2026/06/26 | Julia Passabom & Mariana Ramirez



Mexico recorded a USD 2.3bn trade surplus in May, below market expectations (Bloomberg: USD 4.9bn) but above the level observed a year ago (USD 1.2bn). On a 12‑month rolling basis, the surplus remained elevated at USD 5.6bn. At the margin, momentum improved, with seasonally adjusted three‑month annualized figures pointing to a sizeable surplus, suggesting stronger external dynamics after a weak start to the year.

 

By components, the oil balance remained in deficit, reflecting Mexico’s position as a net importer amid declining crude output, a policy focus on refining, and higher international prices. In contrast, the non‑oil balance posted a solid surplus, supported by broad-based strength.

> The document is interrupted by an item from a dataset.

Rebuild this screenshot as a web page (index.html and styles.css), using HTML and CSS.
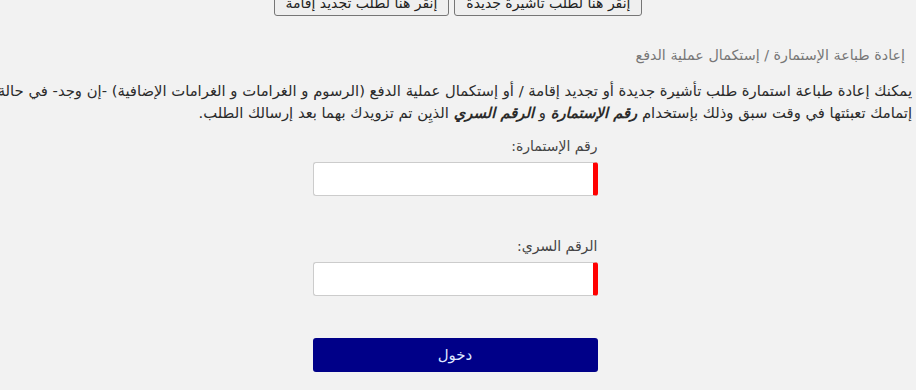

Manufacturing exports continued to expand, although the automotive segment remains constrained by U.S. tariffs despite ongoing efforts to increase USMCA regional content. On the import side, capital goods rebounded from April but remain subdued overall, consistent with weak investment trends.

 

Our view: The May outturn was driven mainly by a rebound in non-auto manufacturing exports, particularly computers and electronics, benefiting from ongoing AI-related investment in the U.S., despite tariffs affecting the auto sector. This dynamic led us to revise our 2026 trade balance forecast to a USD 3bn deficit (from USD 5bn previously).

 

On USMCA, July 1 marks the formal start of the review process, when Mexico, the U.S., and Canada will exchange notifications to determine whether to extend the agreement for another 16-year period or maintain it with shorter-term reviews. In our view, annual reviews are the most probable outcome, with the U.S. leveraging the process to advance broader priorities, while Mexico seeks to anchor negotiations beyond the current U.S. administration. The next negotiation round is scheduled for July 20.